Given data:
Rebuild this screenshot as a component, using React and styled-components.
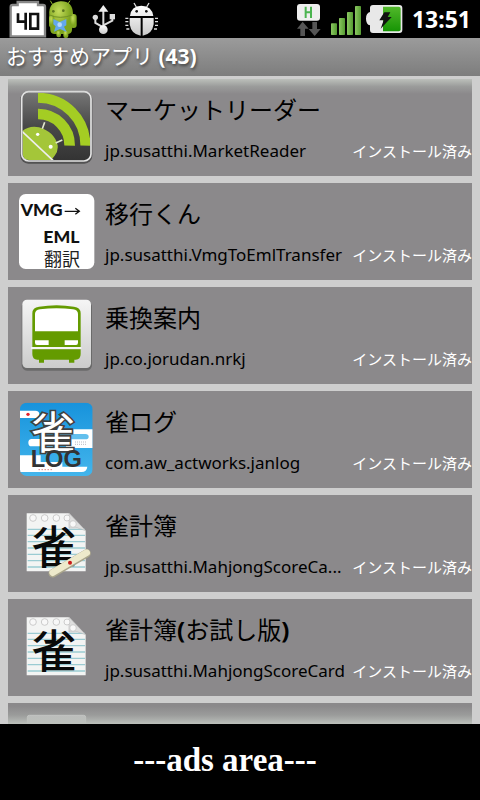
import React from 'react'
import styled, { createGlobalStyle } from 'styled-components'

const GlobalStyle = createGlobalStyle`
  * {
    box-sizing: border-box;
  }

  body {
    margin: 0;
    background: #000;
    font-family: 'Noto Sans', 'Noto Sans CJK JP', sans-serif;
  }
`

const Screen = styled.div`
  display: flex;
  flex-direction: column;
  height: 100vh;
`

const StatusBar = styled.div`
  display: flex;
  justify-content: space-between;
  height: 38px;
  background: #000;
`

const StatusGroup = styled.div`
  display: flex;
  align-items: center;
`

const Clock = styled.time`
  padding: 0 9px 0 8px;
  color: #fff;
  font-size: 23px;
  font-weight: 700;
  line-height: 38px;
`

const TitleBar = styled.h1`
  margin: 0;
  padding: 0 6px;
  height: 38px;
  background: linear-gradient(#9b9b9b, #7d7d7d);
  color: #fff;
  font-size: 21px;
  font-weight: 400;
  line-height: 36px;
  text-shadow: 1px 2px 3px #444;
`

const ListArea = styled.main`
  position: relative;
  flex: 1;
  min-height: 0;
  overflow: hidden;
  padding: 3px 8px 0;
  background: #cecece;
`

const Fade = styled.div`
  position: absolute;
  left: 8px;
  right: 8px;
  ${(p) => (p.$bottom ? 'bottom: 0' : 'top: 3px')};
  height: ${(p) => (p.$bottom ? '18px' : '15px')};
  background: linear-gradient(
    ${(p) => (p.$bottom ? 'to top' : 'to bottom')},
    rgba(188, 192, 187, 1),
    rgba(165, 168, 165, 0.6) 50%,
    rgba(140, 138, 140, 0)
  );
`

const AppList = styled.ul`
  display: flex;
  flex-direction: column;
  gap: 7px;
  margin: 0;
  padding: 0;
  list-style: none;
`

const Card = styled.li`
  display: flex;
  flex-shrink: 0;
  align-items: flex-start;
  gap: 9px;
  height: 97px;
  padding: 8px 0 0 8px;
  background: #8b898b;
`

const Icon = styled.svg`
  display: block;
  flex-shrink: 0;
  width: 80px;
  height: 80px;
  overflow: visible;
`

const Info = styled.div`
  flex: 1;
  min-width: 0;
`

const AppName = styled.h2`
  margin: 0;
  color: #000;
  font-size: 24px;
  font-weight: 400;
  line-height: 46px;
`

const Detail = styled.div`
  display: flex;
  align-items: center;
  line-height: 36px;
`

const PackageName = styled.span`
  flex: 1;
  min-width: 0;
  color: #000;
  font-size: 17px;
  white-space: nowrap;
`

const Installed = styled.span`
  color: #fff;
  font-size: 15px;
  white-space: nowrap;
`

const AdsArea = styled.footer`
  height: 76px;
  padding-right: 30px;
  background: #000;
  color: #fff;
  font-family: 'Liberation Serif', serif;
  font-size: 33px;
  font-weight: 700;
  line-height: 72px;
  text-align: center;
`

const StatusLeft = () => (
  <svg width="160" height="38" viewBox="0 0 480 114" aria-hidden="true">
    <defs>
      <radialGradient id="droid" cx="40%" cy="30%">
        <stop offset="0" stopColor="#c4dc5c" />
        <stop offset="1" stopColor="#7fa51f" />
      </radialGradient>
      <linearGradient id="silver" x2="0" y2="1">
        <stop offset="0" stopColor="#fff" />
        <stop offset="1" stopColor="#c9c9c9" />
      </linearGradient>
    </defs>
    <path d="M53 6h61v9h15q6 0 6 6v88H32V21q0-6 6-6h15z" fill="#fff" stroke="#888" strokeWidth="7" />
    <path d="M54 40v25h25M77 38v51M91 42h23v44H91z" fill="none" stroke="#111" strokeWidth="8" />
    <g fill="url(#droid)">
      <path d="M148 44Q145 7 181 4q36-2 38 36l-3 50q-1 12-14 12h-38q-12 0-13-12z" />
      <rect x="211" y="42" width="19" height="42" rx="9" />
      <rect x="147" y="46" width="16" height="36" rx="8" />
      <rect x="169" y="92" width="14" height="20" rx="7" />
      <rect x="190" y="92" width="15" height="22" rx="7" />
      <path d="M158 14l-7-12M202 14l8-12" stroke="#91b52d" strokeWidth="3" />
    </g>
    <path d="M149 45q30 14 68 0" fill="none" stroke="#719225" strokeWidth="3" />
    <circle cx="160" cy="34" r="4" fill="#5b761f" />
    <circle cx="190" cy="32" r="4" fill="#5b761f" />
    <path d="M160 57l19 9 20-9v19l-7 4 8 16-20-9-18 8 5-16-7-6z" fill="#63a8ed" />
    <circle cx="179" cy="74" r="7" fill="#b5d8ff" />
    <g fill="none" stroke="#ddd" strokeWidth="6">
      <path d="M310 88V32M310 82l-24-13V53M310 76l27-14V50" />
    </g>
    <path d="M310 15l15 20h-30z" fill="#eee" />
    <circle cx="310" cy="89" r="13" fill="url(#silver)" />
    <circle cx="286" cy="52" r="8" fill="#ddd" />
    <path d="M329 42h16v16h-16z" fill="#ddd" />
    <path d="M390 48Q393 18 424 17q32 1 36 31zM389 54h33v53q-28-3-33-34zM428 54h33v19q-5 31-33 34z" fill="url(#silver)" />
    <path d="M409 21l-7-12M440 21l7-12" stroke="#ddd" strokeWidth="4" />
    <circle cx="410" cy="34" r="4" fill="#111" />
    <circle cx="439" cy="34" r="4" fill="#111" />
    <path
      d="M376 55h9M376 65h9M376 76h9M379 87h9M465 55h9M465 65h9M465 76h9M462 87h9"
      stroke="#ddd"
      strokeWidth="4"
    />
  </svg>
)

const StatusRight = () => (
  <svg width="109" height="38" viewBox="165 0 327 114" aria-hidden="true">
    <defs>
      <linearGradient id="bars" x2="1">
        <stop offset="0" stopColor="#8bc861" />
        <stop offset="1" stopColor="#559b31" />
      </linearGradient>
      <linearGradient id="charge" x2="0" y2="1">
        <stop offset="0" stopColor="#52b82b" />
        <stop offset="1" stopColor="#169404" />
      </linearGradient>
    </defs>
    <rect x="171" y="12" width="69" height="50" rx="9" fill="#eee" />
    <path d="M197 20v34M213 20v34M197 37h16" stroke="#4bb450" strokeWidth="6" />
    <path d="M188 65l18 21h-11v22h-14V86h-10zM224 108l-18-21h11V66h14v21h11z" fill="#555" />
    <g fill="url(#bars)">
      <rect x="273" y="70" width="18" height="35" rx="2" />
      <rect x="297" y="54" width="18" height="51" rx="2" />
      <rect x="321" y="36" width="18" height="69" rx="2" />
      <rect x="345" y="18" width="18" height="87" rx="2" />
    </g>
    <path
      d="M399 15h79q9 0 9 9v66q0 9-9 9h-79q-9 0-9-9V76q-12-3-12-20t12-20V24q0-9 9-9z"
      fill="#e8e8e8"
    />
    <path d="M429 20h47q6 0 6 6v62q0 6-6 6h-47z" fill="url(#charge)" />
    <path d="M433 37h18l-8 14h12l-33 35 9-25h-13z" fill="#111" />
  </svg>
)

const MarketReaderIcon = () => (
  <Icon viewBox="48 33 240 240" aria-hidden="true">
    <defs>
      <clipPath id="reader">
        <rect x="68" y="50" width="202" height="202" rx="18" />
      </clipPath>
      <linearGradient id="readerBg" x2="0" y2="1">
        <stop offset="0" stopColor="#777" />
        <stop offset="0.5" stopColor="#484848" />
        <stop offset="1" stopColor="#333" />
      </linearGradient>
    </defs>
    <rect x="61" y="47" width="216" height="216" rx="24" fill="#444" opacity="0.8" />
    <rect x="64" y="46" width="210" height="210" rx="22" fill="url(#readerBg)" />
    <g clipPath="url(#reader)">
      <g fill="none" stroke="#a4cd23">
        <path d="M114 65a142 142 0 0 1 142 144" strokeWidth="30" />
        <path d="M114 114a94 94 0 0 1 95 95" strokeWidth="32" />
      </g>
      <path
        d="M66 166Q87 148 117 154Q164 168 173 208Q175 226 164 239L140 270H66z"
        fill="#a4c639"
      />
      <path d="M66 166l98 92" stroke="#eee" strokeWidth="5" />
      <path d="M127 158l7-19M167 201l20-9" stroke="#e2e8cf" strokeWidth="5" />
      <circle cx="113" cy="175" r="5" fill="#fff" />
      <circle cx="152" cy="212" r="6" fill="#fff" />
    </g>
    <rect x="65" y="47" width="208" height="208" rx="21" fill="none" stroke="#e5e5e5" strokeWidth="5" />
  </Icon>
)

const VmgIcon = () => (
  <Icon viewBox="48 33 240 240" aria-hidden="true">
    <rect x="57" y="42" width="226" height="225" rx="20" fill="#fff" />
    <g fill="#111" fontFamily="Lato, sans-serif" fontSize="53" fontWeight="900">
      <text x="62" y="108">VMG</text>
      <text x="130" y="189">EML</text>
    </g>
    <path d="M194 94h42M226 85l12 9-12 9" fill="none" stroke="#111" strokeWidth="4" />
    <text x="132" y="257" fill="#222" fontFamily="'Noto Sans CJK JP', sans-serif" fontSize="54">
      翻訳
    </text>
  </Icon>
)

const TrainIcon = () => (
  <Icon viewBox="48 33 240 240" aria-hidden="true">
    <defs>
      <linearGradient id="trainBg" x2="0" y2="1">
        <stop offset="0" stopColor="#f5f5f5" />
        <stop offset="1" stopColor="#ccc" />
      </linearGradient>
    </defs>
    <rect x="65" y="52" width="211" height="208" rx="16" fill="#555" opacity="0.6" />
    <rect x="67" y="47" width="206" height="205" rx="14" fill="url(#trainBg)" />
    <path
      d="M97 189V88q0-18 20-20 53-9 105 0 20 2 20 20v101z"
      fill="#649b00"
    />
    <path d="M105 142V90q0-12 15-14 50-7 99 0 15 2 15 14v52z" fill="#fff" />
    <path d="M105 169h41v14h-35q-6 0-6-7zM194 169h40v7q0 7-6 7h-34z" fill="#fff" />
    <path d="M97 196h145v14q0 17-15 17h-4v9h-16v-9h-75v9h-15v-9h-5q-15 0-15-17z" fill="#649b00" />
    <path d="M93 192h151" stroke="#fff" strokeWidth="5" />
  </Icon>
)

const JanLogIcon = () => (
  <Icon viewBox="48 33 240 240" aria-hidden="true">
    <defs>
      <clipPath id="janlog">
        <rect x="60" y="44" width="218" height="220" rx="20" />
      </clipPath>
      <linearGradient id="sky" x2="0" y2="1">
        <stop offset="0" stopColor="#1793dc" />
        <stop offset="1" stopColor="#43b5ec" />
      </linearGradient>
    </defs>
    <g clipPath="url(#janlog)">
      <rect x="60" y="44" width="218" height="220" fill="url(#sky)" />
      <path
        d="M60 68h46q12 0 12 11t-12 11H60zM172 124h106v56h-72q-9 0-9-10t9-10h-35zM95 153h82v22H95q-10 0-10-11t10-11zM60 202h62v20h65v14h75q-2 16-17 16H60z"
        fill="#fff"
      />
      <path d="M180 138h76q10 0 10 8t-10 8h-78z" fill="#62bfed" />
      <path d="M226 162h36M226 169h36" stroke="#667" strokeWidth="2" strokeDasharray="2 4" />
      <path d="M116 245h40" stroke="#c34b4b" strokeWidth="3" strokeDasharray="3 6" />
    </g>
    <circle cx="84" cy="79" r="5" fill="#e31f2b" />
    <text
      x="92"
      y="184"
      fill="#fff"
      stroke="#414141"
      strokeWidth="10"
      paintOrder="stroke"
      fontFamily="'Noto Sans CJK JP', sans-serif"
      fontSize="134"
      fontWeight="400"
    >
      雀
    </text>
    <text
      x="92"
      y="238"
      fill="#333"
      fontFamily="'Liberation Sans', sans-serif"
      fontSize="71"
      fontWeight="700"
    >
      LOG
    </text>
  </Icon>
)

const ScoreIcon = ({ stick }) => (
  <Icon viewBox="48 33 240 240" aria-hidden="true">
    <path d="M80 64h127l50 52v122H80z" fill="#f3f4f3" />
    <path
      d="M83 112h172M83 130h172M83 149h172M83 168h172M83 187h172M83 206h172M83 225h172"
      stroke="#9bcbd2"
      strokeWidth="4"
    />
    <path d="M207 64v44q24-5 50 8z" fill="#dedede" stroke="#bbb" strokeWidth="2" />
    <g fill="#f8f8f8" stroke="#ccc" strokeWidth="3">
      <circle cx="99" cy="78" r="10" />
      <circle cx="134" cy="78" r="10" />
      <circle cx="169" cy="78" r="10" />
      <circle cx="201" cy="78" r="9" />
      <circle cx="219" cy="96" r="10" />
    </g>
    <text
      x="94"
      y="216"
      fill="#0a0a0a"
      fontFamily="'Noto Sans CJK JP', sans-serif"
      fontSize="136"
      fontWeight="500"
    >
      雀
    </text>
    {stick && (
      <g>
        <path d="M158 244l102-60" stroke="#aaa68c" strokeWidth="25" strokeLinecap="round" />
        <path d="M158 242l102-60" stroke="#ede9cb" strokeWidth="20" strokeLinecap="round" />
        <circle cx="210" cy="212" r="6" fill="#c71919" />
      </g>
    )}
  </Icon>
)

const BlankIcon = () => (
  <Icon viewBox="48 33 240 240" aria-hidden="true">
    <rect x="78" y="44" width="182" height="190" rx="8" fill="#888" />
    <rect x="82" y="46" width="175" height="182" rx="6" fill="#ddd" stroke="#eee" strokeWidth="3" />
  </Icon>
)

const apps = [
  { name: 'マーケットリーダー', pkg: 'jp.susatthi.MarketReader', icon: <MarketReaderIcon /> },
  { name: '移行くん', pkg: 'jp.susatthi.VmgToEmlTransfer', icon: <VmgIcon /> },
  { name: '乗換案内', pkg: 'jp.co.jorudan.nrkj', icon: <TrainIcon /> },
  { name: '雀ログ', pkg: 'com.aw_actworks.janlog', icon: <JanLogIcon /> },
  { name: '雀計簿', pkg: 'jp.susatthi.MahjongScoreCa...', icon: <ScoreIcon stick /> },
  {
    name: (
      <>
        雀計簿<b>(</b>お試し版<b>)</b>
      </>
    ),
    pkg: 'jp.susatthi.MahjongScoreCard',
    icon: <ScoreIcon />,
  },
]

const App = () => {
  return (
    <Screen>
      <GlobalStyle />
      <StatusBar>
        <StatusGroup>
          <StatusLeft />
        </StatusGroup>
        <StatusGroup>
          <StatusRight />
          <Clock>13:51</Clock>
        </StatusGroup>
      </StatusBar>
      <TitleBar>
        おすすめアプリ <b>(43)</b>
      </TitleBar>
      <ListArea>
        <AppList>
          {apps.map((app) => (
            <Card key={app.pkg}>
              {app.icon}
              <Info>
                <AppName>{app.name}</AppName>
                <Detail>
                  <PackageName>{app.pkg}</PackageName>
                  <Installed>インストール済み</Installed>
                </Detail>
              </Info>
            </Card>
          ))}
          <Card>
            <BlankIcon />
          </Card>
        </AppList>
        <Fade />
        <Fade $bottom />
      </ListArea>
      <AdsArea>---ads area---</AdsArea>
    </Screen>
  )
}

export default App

* * *

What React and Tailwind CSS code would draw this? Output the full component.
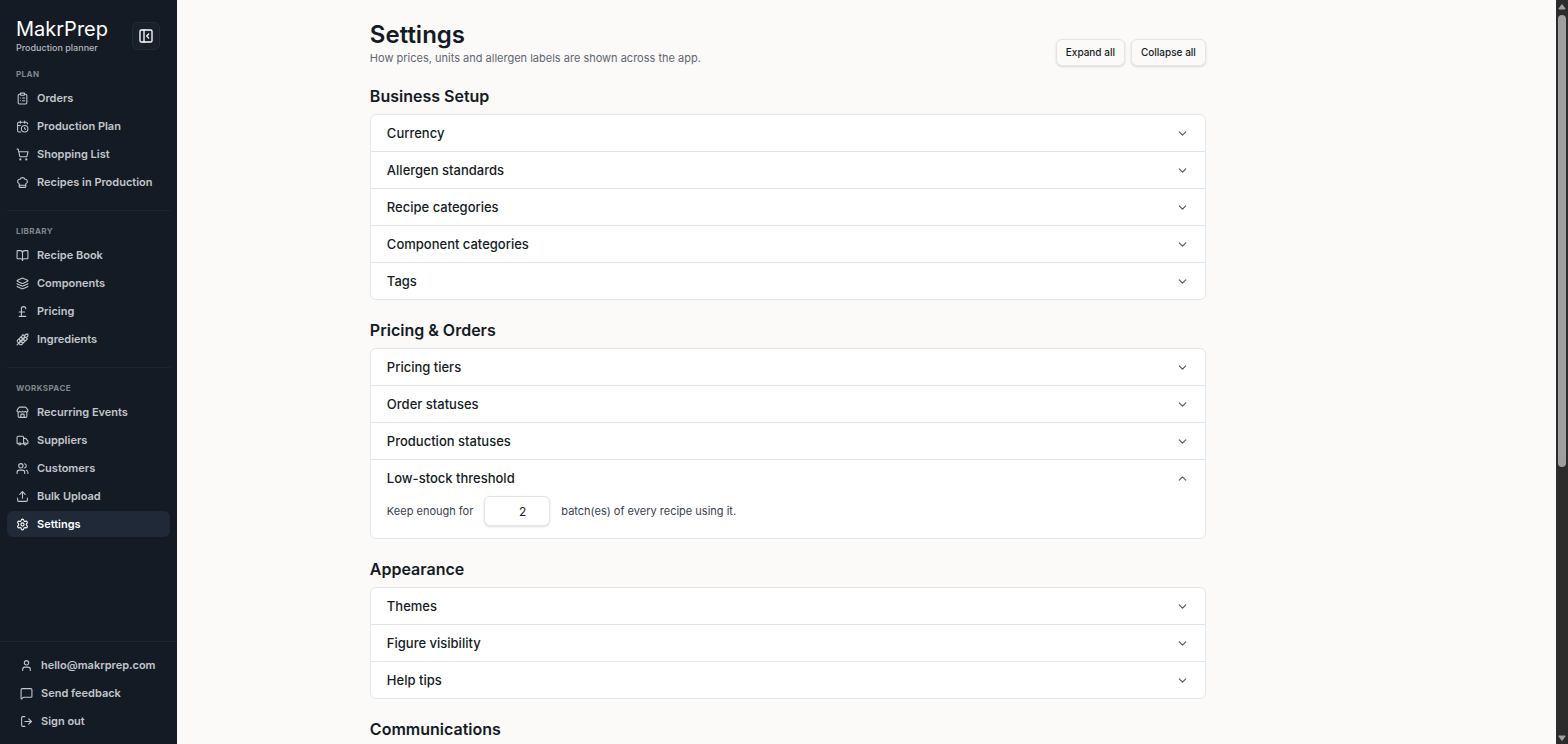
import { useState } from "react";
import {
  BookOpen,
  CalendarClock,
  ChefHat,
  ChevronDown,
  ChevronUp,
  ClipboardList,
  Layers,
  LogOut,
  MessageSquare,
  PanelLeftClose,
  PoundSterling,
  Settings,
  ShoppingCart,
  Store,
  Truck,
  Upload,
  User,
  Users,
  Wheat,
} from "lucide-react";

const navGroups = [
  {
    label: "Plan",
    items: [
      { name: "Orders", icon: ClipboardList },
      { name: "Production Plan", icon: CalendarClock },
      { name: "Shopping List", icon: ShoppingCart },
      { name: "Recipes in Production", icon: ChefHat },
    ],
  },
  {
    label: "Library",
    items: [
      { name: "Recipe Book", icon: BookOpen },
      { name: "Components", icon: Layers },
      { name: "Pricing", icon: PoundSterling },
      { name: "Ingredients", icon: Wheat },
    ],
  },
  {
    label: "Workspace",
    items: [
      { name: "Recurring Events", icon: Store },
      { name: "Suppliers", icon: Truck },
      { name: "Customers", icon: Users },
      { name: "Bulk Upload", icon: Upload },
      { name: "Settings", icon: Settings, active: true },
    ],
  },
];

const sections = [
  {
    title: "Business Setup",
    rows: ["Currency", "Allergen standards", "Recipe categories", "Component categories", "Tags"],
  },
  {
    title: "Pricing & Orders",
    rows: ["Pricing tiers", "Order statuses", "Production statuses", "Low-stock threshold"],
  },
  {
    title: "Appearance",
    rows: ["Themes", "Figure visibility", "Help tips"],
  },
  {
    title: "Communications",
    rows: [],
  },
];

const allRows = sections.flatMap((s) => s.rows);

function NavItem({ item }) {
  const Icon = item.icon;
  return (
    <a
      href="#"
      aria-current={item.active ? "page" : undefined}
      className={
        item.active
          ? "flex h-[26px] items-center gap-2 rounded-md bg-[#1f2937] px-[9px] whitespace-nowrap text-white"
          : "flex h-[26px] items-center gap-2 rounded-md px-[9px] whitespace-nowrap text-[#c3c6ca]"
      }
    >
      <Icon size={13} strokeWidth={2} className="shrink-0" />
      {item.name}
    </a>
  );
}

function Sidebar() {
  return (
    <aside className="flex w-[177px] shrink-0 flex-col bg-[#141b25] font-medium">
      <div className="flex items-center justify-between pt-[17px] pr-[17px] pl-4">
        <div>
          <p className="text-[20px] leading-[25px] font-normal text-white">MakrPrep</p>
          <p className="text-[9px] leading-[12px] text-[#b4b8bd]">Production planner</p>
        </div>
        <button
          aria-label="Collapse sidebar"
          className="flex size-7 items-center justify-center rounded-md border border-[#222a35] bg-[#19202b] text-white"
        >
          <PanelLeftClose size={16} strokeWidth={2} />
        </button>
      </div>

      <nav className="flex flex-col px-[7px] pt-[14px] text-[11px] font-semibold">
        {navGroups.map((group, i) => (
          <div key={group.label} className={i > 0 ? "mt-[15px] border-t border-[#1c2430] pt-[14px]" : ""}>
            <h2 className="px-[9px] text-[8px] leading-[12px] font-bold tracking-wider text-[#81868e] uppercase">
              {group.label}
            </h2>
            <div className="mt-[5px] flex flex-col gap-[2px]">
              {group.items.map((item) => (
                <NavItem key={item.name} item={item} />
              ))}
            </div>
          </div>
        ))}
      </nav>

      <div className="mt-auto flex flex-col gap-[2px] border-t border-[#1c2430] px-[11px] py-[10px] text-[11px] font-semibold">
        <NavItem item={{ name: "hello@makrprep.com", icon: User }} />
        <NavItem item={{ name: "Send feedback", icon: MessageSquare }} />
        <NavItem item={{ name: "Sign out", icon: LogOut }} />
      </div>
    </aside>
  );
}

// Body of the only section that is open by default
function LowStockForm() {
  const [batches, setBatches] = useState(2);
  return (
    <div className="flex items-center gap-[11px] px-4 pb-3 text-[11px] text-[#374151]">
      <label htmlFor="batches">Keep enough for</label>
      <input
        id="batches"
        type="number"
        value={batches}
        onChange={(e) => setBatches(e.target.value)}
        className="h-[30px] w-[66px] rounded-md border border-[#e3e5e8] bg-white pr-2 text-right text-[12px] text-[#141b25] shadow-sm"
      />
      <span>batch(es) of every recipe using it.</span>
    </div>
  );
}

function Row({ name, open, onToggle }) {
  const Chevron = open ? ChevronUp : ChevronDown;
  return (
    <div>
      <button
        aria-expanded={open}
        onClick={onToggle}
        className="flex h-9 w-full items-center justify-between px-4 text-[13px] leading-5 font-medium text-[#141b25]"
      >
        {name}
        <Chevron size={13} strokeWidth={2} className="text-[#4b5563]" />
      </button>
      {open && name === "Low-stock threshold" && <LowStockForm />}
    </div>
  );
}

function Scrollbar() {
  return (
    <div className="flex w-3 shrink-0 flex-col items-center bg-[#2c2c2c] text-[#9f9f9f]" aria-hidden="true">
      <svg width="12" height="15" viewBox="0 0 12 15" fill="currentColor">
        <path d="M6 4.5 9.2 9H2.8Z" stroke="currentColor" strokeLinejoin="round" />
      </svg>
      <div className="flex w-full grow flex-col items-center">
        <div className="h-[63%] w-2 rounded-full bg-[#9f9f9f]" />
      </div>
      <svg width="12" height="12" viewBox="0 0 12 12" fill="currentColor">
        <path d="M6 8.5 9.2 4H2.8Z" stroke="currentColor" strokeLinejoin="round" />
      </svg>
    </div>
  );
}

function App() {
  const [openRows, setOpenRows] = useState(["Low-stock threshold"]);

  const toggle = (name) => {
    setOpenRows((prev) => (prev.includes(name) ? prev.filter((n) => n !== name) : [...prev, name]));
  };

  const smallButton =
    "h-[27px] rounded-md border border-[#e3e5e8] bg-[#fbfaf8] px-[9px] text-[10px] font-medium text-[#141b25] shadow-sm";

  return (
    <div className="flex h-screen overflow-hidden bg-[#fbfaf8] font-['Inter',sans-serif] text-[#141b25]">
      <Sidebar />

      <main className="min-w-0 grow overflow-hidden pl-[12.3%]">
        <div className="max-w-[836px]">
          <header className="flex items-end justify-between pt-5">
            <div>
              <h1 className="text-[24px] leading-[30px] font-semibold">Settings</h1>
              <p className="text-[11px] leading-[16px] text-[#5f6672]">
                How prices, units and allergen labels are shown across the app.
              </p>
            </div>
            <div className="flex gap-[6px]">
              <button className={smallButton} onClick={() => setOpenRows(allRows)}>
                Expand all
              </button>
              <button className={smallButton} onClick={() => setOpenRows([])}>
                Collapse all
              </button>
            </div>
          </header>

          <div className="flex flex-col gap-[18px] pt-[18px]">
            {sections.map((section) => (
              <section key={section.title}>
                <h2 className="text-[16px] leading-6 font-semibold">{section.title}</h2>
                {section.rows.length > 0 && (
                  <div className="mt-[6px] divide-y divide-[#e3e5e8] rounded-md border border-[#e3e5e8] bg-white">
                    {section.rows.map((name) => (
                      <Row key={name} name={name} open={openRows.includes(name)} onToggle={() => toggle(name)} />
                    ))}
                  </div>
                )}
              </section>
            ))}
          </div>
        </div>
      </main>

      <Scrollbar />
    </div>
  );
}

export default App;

Your instructions:
A number is the only answer here: how many lines of the material above contain "this"?

Response to the exercise:
2